Integration Server Sinking Issue Multiple times

Venkata_Siva_Subrahmanyam_Chavali · October 3, 2013, 5:14am

Hi,

I am working in a webMethods environment where only 2 integration servers are there in cluster and most of the load is handled by the Node 1 while only particular applications are running on Node2.

The traffic on the node 2 is relatively less than that of node 1. However, we have faced an issue that the IS is going unresponsive at times and the transactions are taking very much time to get processed. At times, the transactions transit time is even observed to be in minutes as well.

Most of our interactions are with DB2 servers and at the time of server sinking we could observe that the number of system threads are going to a high level (still within the maximum limit or even within the threshold limit), memory utilization is going near to 95 % + (which is usually 80% - 90%).

Server logs are showing “Broken pipe error” and “SQL30108N. A connection failed but has been re-established.” but nothing else.

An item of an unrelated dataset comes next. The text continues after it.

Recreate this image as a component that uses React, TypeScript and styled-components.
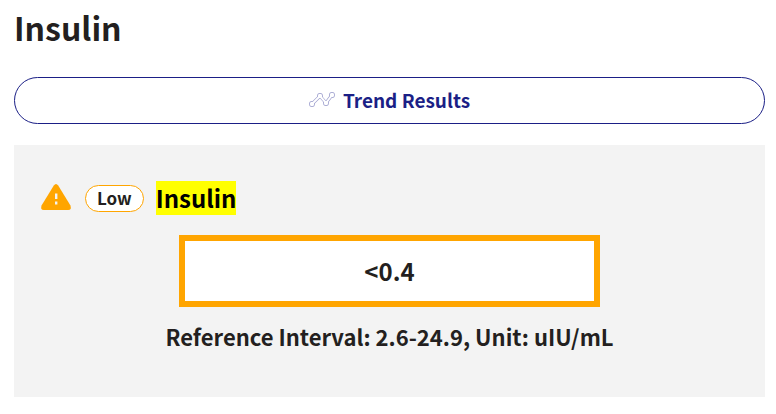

We had to restart the server to let the server respond properly and I feel every time restarting a production Integration Server shouldn’t be solution.

Can some one suggest, How can I troubleshoot this issue. (During this issue, server is completely unresponsive to do any action through the IS Admin console.)

Thanks
SS

Tong_Wang · October 3, 2013, 10:41pm

based on what you described, seems the slowness happened in the DB calls. Work with your DBA to find in which DB activity the system is waiting the most time.
It may be as simple as adding some index.

Venkata_Siva_Subrahmanyam_Chavali · October 4, 2013, 3:43am

Hi Tong wang,

Thanks for your reply.

In fact, I have checked the logs for my code through which the DB calls were being made. Some services were observed to be taking more time around 45 sec to 7 mins for execution while talking to the DB (These services also make LDAP calls to validate the user authentication and authorization) during the time frame when the server becomes unresponsive. These services are usually taking 90 - 200 milli sec for execution under normal times.

In the clustered environment, one server is working fine but the other server is only sinking down all the time, because of the above reason.

So, I am doubting is there some else we need to look upon? Please let me know your view based on above observation.

Thank
SS

Tong_Wang · October 4, 2013, 3:49pm

If you can add some logging, you can find if LDAP call is slow or DB is slow. My guess will be DB still.
You have to get your DBA involved, there is no other way to find out the root cause.